(Lines of data)
___
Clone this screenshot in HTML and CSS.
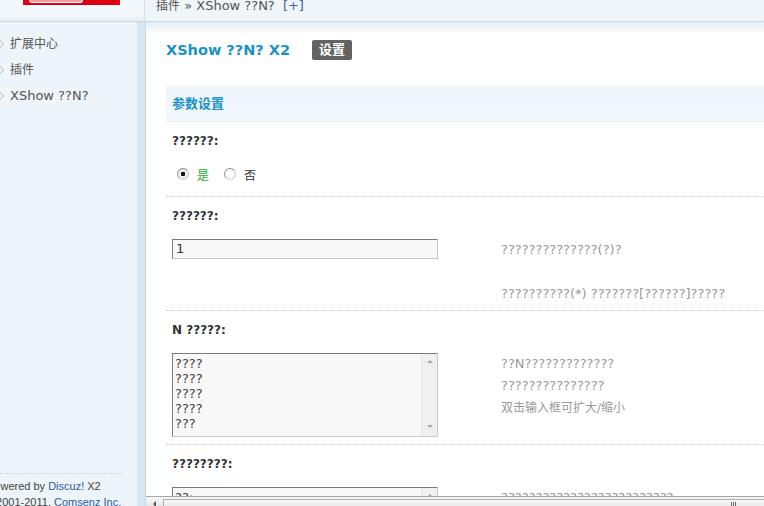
FILE: index.html
```html
<!DOCTYPE html>
<html>
<head>
<meta charset="utf-8">
<link rel="stylesheet" href="styles.css">
</head>
<body>
<div class="top">
  <div class="top-left"><div class="logo"><span class="logo-glow"></span></div></div>
  <div class="crumb"><span class="cjk">插件</span> » XShow ??N? <span class="plus">[+]</span></div>
</div>
<div class="frame">
  <aside class="side">
    <ul class="menu">
      <li><span class="cjk">扩展中心</span></li>
      <li><span class="cjk">插件</span></li>
      <li>XShow ??N?</li>
    </ul>
    <div class="copy">
      <p class="c1">Powered by <span class="lnk">Discuz!</span> X2</p>
      <p class="c2">&copy;2001-2011, <span class="lnk">Comsenz Inc.</span></p>
    </div>
  </aside>
  <main class="content">
    <div class="scrollarea">
      <div class="title-row">
        <h1 class="title">XShow ??N? X2</h1>
        <span class="btn">设置</span>
      </div>
      <div class="section">参数设置</div>

      <div class="lbl">??????:</div>
      <div class="val val1">
        <div class="radios">
          <span class="radio checked"></span><span class="opt yes">是</span>
          <span class="radio"></span><span class="opt">否</span>
        </div>
      </div>

      <div class="lbl">??????:</div>
      <div class="val val2">
        <div><div class="inp">1</div></div>
        <div class="desc">??????????????(?)?<br><br>??????????(*) ???????[??????]?????</div>
      </div>

      <div class="lbl">N ?????:</div>
      <div class="val val3">
        <div>
          <div class="ta">
            <div class="ta-text">????
????
????
????
???</div>
            <div class="ta-bar"><span class="arr-up"></span><span class="arr-down"></span></div>
          </div>
        </div>
        <div class="desc">??N?????????????<br>???????????????<br><span class="cjk">双击输入框可扩大/缩小</span></div>
      </div>

      <div class="lbl">????????:</div>
      <div class="val val4">
        <div>
          <div class="ta">
            <div class="ta-text">??:</div>
            <div class="ta-bar"><span class="arr-up"></span><span class="arr-down"></span></div>
          </div>
        </div>
        <div class="desc">?????????????????????????</div>
      </div>
    </div>
    <div class="hscroll">
      <div class="hs-btn"><span class="arr-left"></span></div>
      <div class="hs-thumb"><span class="grip"></span></div>
    </div>
  </main>
</div>
</body>
</html>
```
FILE: styles.css
```css
html, body {
  margin: 0;
  padding: 0;
  width: 764px;
  height: 506px;
  overflow: hidden;
  background: #fff;
  font-family: "DejaVu Sans", "Noto Sans CJK SC", sans-serif;
  font-size: 12px;
  color: #333;
}
.cjk { font-size: 12px; }

.top {
  display: flex;
  height: 21px;
  border-bottom: 1px solid #c6d8e2;
  background: #eff5f9;
}
.top-left {
  width: 145px;
  flex-shrink: 0;
  border-right: 1px solid #d2e1ea;
  box-sizing: border-box;
  background: linear-gradient(#f3f8fc 0, #f3f8fc 17px, #e9f1f7 17px);
}
.logo {
  margin-left: 23px;
  width: 97px;
  height: 5px;
  background: #dc0012;
  overflow: hidden;
}
.logo-glow {
  display: block;
  margin-left: 6px;
  width: 52px;
  height: 2px;
  border: 1px solid #fff;
  border-top: 0;
  background: rgba(255, 255, 255, 0.6);
  border-radius: 0 0 6px 6px;
  filter: blur(0.6px);
}
.crumb {
  padding-left: 11px;
  font-size: 13px;
  line-height: 12px;
  color: #555;
  white-space: nowrap;
}
.plus { color: #3d63a6; margin-left: 4px; }

.frame {
  display: flex;
  height: 484px;
}
.side {
  width: 137px;
  flex-shrink: 0;
  background: #edf4fa;
  border-right: 8px solid #d7e6f3;
  display: flex;
  flex-direction: column;
  overflow: hidden;
}
.menu {
  list-style: none;
  margin: 0;
  padding: 9px 0 0;
}
.menu li {
  position: relative;
  height: 26px;
  line-height: 26px;
  padding-left: 10px;
  font-size: 13px;
  color: #555;
  white-space: nowrap;
}
.menu li::before {
  content: "";
  position: absolute;
  left: -3px;
  top: 10px;
  width: 4px;
  height: 4px;
  border: 1px solid #c4c9cc;
  transform: rotate(45deg);
}
.copy {
  margin-top: auto;
  margin-right: 15px;
  margin-bottom: -4px;
  padding-top: 4px;
  border-top: 1px dashed #cfd8de;
}
.copy p {
  margin: 0;
  white-space: nowrap;
  font-family: "Liberation Sans", "Noto Sans CJK SC", sans-serif;
  font-size: 11px;
  line-height: 16px;
  color: #444;
}
.copy .c1 { margin-left: -13px; }
.copy .c2 { margin-left: -12px; }
.lnk { color: #2c5d9f; }

.content {
  flex: 1;
  min-width: 0;
  border-left: 1px solid #c9d8e2;
  display: flex;
  flex-direction: column;
}
.scrollarea {
  flex: 1;
  overflow: hidden;
  padding-left: 20px;
  background: linear-gradient(#e3edf4, #ffffff 12px) no-repeat;
}
.title-row {
  display: flex;
  align-items: center;
  height: 20px;
  margin-top: 18px;
}
.title {
  margin: 0;
  font-size: 14.5px;
  font-weight: bold;
  color: #1a92c8;
  white-space: nowrap;
}
.btn {
  margin-left: 22px;
  height: 20px;
  line-height: 20px;
  padding: 0 7px;
  background: #636363;
  color: #fff;
  font-weight: bold;
  font-size: 13px;
  border-radius: 2px;
}
.section {
  margin-top: 26px;
  height: 35px;
  line-height: 35px;
  padding-left: 6px;
  background: linear-gradient(#eef5fb, #f3f9fd);
  border-bottom: 1px solid #e4eef5;
  font-weight: bold;
  color: #1a92c8;
  font-size: 13px;
}
.lbl {
  height: 30px;
  box-sizing: border-box;
  padding: 10px 0 0 6px;
  line-height: 18px;
  font-weight: bold;
  font-size: 12px;
  color: #333;
  white-space: nowrap;
}
.val {
  display: grid;
  grid-template-columns: 329px 1fr;
  box-sizing: border-box;
  padding: 12px 0 0 6px;
  border-bottom: 1px dotted #cfcfcf;
}
.val1 { height: 45px; }
.val2 { height: 84px; }
.val3 { height: 104px; }
.val4 { height: 60px; }

.radios {
  display: flex;
  align-items: center;
  height: 20px;
}
.radio {
  width: 12px;
  height: 12px;
  box-sizing: border-box;
  border-radius: 50%;
  border: 1px solid;
  border-color: #8a8a8a #c6c6c6 #d6d6d6 #9a9a9a;
  background: #fdfdfd;
  margin-left: 5px;
}
.radio.checked { background: radial-gradient(#111 0, #111 2px, #f3f3f3 2.5px, #e6e6e6 6px); }
.opt {
  margin-left: 8px;
  margin-right: 10px;
  font-size: 12px;
  color: #333;
}
.opt.yes { color: #19b319; }

.inp {
  width: 266px;
  height: 20px;
  box-sizing: border-box;
  border: 1px solid;
  border-color: #7c7c7c #c9c9c9 #c9c9c9 #7c7c7c;
  background: #f8f8f8;
  padding-left: 3px;
  font-size: 13px;
  line-height: 18px;
  color: #333;
}
.desc {
  font-size: 13px;
  line-height: 22px;
  color: #9a9a9a;
  white-space: nowrap;
}
.ta {
  width: 266px;
  height: 84px;
  box-sizing: border-box;
  border: 1px solid;
  border-color: #7c7c7c #c9c9c9 #c9c9c9 #7c7c7c;
  background: #f8f8f8;
  display: flex;
}
.ta-text {
  flex: 1;
  padding: 2px 2px;
  font-size: 13px;
  line-height: 15px;
  color: #444;
  white-space: pre;
  overflow: hidden;
}
.ta-bar {
  width: 16px;
  background: #f0f0f0;
  border-left: 1px solid #e6e6e6;
  display: flex;
  flex-direction: column;
  justify-content: space-between;
  align-items: center;
  padding: 6px 0 8px;
  box-sizing: border-box;
}
.arr-up {
  width: 0; height: 0;
  border-left: 3px solid transparent;
  border-right: 3px solid transparent;
  border-bottom: 3px solid #a8a8a8;
}
.arr-down {
  width: 0; height: 0;
  border-left: 3px solid transparent;
  border-right: 3px solid transparent;
  border-top: 3px solid #a8a8a8;
}

.hscroll {
  height: 10px;
  flex-shrink: 0;
  box-sizing: border-box;
  border-top: 1px solid #a8a8a8;
  background: linear-gradient(#f6f6f6, #e8e8e8);
  display: flex;
}
.hs-btn {
  width: 17px;
  display: flex;
  justify-content: center;
  padding-top: 4px;
}
.arr-left {
  width: 0; height: 0;
  border-top: 3px solid transparent;
  border-bottom: 3px solid transparent;
  border-right: 3px solid #555;
}
.hs-thumb {
  flex: 1;
  margin-top: 2px;
  border-top: 1px solid #b0b0b0;
  border-left: 1px solid #b0b0b0;
  background: linear-gradient(#f9f9f9, #ebebeb);
  display: flex;
  justify-content: flex-end;
  padding-right: 27px;
}
.grip {
  margin-top: 2px;
  width: 6px;
  height: 6px;
  background: repeating-linear-gradient(90deg, #6a6a6a 0, #6a6a6a 1px, transparent 1px, transparent 2px);
}
```
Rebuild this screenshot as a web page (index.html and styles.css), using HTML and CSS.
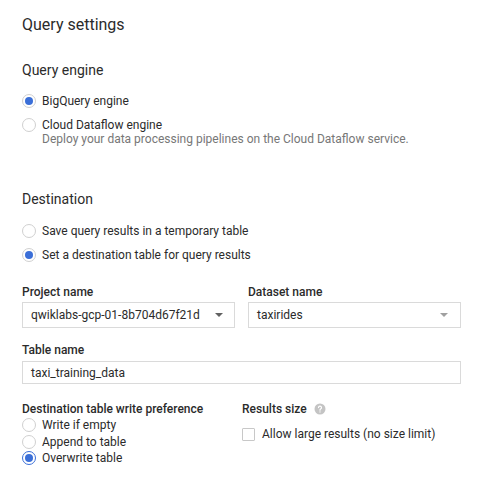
FILE: index.html
```html
<!DOCTYPE html>
<html>
<head>
<meta charset="utf-8">
<link rel="stylesheet" href="styles.css">
</head>
<body>
<div class="page">
  <h1 class="title">Query settings</h1>

  <h2 class="section">Query engine</h2>
  <div class="radio-group">
    <div class="radio-row">
      <span class="radio checked-soft"></span>
      <span class="radio-label">BigQuery engine</span>
    </div>
    <div class="radio-row top">
      <span class="radio"></span>
      <div class="radio-text">
        <span class="radio-label">Cloud Dataflow engine</span>
        <span class="hint">Deploy your data processing pipelines on the Cloud Dataflow service.</span>
      </div>
    </div>
  </div>

  <h2 class="section dest">Destination</h2>
  <div class="radio-group dest-group">
    <div class="radio-row">
      <span class="radio"></span>
      <span class="radio-label">Save query results in a temporary table</span>
    </div>
    <div class="radio-row">
      <span class="radio checked-soft"></span>
      <span class="radio-label">Set a destination table for query results</span>
    </div>
  </div>

  <div class="fields">
    <div class="field">
      <label class="field-label">Project name</label>
      <div class="select">
        <span>qwiklabs-gcp-01-8b704d67f21d</span>
        <span class="caret"></span>
      </div>
    </div>
    <div class="field">
      <label class="field-label">Dataset name</label>
      <div class="select">
        <span>taxirides</span>
        <span class="caret light"></span>
      </div>
    </div>
    <div class="field wide">
      <label class="field-label">Table name</label>
      <div class="input">taxi_training_data</div>
    </div>
  </div>

  <div class="bottom">
    <div class="col">
      <div class="field-label">Destination table write preference</div>
      <div class="tight-radios">
        <div class="radio-row small">
          <span class="radio"></span>
          <span class="radio-label">Write if empty</span>
        </div>
        <div class="radio-row small">
          <span class="radio"></span>
          <span class="radio-label">Append to table</span>
        </div>
        <div class="radio-row small">
          <span class="radio checked"></span>
          <span class="radio-label">Overwrite table</span>
        </div>
      </div>
    </div>
    <div class="col">
      <div class="field-label help-row">Results size
        <svg class="help" viewBox="0 0 24 24" width="12" height="12"><circle cx="12" cy="12" r="11" fill="#c4c4c4"/><path d="M9 9.2a3 3 0 1 1 4.2 2.7c-.8.4-1.2 1-1.2 1.9v.6" fill="none" stroke="#fff" stroke-width="2.4" stroke-linecap="round"/><circle cx="12" cy="17.8" r="1.4" fill="#fff"/></svg>
      </div>
      <div class="check-row">
        <span class="checkbox"></span>
        <span class="radio-label">Allow large results (no size limit)</span>
      </div>
    </div>
  </div>
</div>
</body>
</html>
```

FILE: styles.css
```css
* { box-sizing: border-box; }
html, body { margin: 0; padding: 0; background: #fff; }
body {
  font-family: Roboto, "Liberation Sans", Arial, sans-serif;
  color: #2b2b2b;
}
.page { padding: 15px 30px 0 22px; }
.title {
  margin: 0;
  font-size: 16px;
  font-weight: 400;
  line-height: 20px;
  color: #2b2b2b;
}
.section {
  margin: 25px 0 0;
  font-size: 14px;
  font-weight: 400;
  line-height: 20px;
  color: #2b2b2b;
}
.section.dest { margin-top: 43px; }
.radio-group {
  margin-top: 13px;
  display: flex;
  flex-direction: column;
  gap: 8px;
}
.radio-group.dest-group { margin-top: 14px; }
.radio-row {
  display: flex;
  align-items: center;
  gap: 6px;
  height: 16px;
}
.radio-row.top { align-items: flex-start; height: auto; }
.radio-row.top .radio { margin-top: 1px; }
.radio-text { display: flex; flex-direction: column; }
.radio-label { font-size: 12px; line-height: 16px; color: #2b2b2b; }
.hint { font-size: 12px; line-height: 13px; color: #777; }
.radio {
  width: 14px; height: 14px;
  border-radius: 50%;
  border: 1px solid #d0d0d0;
  flex: none;
  position: relative;
  background: #fff;
}
.radio.checked-soft::after, .radio.checked::after {
  content: "";
  position: absolute;
  left: 2px; top: 2px;
  width: 8px; height: 8px;
  border-radius: 50%;
  background: #3b6fd8;
}
.radio.checked { border: 1.5px solid #3b6fd8; }
.radio.checked::after { left: 1.5px; top: 1.5px; }
.fields {
  margin-top: 21px;
  display: grid;
  grid-template-columns: 213px 213px;
  column-gap: 13px;
  row-gap: 14px;
}
.field.wide { grid-column: 1 / 3; }
.field-label {
  display: block;
  font-size: 12px;
  font-weight: 500;
  line-height: 16px;
  color: #2b2b2b;
}
.select, .input {
  margin-top: 2px;
  height: 26px;
  border: 1px solid #dadada;
  display: flex;
  align-items: center;
  justify-content: space-between;
  padding: 0 9px 0 8px;
  font-size: 12px;
  color: #2b2b2b;
}
.input { height: 23px; margin-top: 3px; }
.caret {
  width: 0; height: 0;
  border-left: 4px solid transparent;
  border-right: 4px solid transparent;
  border-top: 4px solid #616161;
  margin-right: 2px;
}
.caret.light { border-top-color: #a0a0a0; margin-right: 3px; }
.bottom {
  margin-top: 17px;
  display: grid;
  grid-template-columns: 220px 220px;
}
.tight-radios { display: flex; flex-direction: column; gap: 0; }
.radio-row.small { height: 16.5px; }
.help-row { display: flex; align-items: center; gap: 7px; }
.help { display: block; }
.check-row {
  margin-top: 9px;
  display: flex;
  align-items: center;
  gap: 7px;
}
.checkbox {
  width: 13px; height: 13px;
  border: 1px solid #c8c8c8;
  border-radius: 1px;
  flex: none;
}
```
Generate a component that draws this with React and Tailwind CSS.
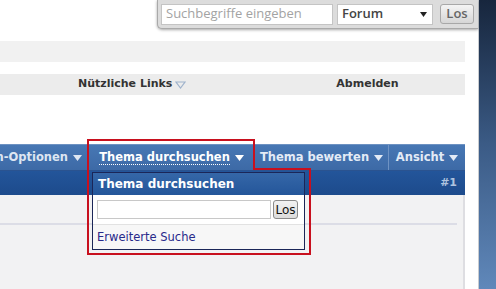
import React from "react";

function Caret({ className = "" }) {
  return (
    <svg width="9" height="6" viewBox="0 0 9 6" className={className}>
      <path d="M0 0 H9 L4.5 6 Z" fill="currentColor" />
    </svg>
  );
}

function NavItem({ label, width, selected }) {
  return (
    <div
      className={`relative flex h-full shrink-0 items-center justify-center gap-[5px] border-l border-[#6f93c3] ${width} ${
        selected ? "text-white" : "text-[#e3ebf6]"
      }`}
    >
      <span className={selected ? "border-b border-dotted border-white leading-[13px]" : "leading-[13px]"}>{label}</span>
      <Caret />
    </div>
  );
}

export default function App() {
  return (
    <div
      className="relative flex h-[289px] w-[496px] overflow-hidden bg-white"
      style={{ fontFamily: '"DejaVu Sans", Verdana, sans-serif' }}
    >
      {/* page */}
      <div className="flex w-[479px] shrink-0 flex-col border-r border-[#c9ccd0] bg-white">
        {/* top search bar */}
        <div className="flex h-[29px] justify-end">
          <div
            className="flex w-[321px] items-center gap-[4px] rounded-bl-[5px] border-b border-l border-[#a9a9a9] bg-[#dcdcdc] pl-[3px] shadow-[0_1px_3px_rgba(0,0,0,0.35)]"
            style={{ fontFamily: '"Open Sans", "DejaVu Sans", sans-serif' }}
          >
            <div className="flex h-[21px] w-[172px] items-center border border-[#c4c4c4] bg-white pl-[4px] text-[13px] text-[#a3a3a3]">
              Suchbegriffe eingeben
            </div>
            <div className="flex h-[21px] w-[96px] items-center justify-between border border-[#c4c4c4] bg-white pl-[4px] pr-[5px] text-[13px] font-semibold text-[#444]">
              <span>Forum</span>
              <svg width="7" height="5" viewBox="0 0 7 5">
                <path d="M0 0 H7 L3.5 5 Z" fill="#222" />
              </svg>
            </div>
            <div className="ml-[3px] flex h-[20px] w-[34px] items-center justify-center rounded-[3px] border border-[#a8a8a8] bg-gradient-to-b from-[#f4f4f4] to-[#d6d6d6] text-[13px] font-semibold text-[#666]">
              Los
            </div>
          </div>
        </div>

        {/* bar 1 */}
        <div className="mt-[12px] h-[21px] w-[465px] bg-[#f1f1f1]" />

        {/* bar 2 */}
        <div className="relative mt-[12px] flex h-[21px] w-[465px] items-center bg-[#ececec] text-[11px] font-bold text-[#333]">
          <div className="ml-[78px] flex items-center gap-[3px]">
            <span>Nützliche Links</span>
            <svg width="11" height="8" viewBox="0 0 11 8">
              <path d="M1 1 H10 L5.5 7 Z" fill="none" stroke="#9fb3cc" strokeWidth="1.2" />
            </svg>
          </div>
          <span className="ml-[150px]">Abmelden</span>
        </div>

        {/* nav bar */}
        <div className="mt-[49px] flex h-[26px] w-[465px] justify-end overflow-hidden border-t border-[#6d92c2] bg-gradient-to-b from-[#4777b4] to-[#3d6aa6] text-[11.5px] font-bold">
          <div className="flex h-full shrink-0 items-center justify-end gap-[5px] pr-[6px] text-[#dde6f2]">
            <span>Themen-Optionen</span>
            <Caret />
          </div>
          <NavItem label="Thema durchsuchen" width="w-[166px]" selected />
          <NavItem label="Thema bewerten" width="w-[134px]" />
          <NavItem label="Ansicht" width="w-[77px]" />
        </div>

        {/* dark header row */}
        <div className="flex h-[25px] w-[465px] items-center justify-end border-t border-[#2a5390] bg-gradient-to-b from-[#23559a] to-[#1d4b8c] pr-[8px] text-[11px] font-bold text-[#aec3df]">
          #1
        </div>

        {/* content */}
        <div className="flex w-[465px] flex-1 flex-col border-r-2 border-[#dedee2] bg-[#f2f2f3]">
          <div className="mt-[28px] h-[2px] w-[457px] bg-[#dcdde6]" />
        </div>
      </div>

      {/* desktop strip */}
      <div className="flex-1 bg-gradient-to-b from-[#17263d] via-[#3b5b86] to-[#6088ba]" />

      {/* popup menu */}
      <div className="absolute left-[92px] top-[172px] flex w-[213px] flex-col border border-[#1b2658] bg-[#f6f6f6]">
        <div className="flex h-[22px] items-center bg-gradient-to-b from-[#3567a8] to-[#24569a] pl-[5px] text-[12px] font-bold text-white">
          Thema durchsuchen
        </div>
        <div className="flex items-center gap-[2px] border-b border-[#e2e2e2] bg-white px-[4px] py-[5px]">
          <div className="h-[19px] w-[174px] border border-[#c8c8c8] bg-white" />
          <div className="flex h-[19px] w-[25px] items-center justify-center rounded-[3px] border border-[#8a8a8a] bg-gradient-to-b from-[#f2f2f2] to-[#dcdcdc] text-[12px] text-[#111]">
            Los
          </div>
        </div>
        <div className="flex h-[24px] items-center bg-[#f7f7f7] pl-[4px] pt-[2px] text-[11.5px] text-[#28298a]">
          Erweiterte Suche
        </div>
      </div>

      {/* red annotation outline */}
      <svg className="pointer-events-none absolute left-0 top-0" width="496" height="289">
        <path d="M88 140 H254 V169 H310 V254 H88 Z" fill="none" stroke="#c8101e" strokeWidth="2" />
      </svg>
    </div>
  );
}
___
PROBLEM DETAILS:
From the listing above, copy every line that includes the word "page".

SOLUTION TO THE PROBLEM:
Rebuild this screenshot as a web page (index.html and styles.css), using HTML and CSS.
<div class="page">
.page { padding: 15px 30px 0 22px; }
      {/* page */}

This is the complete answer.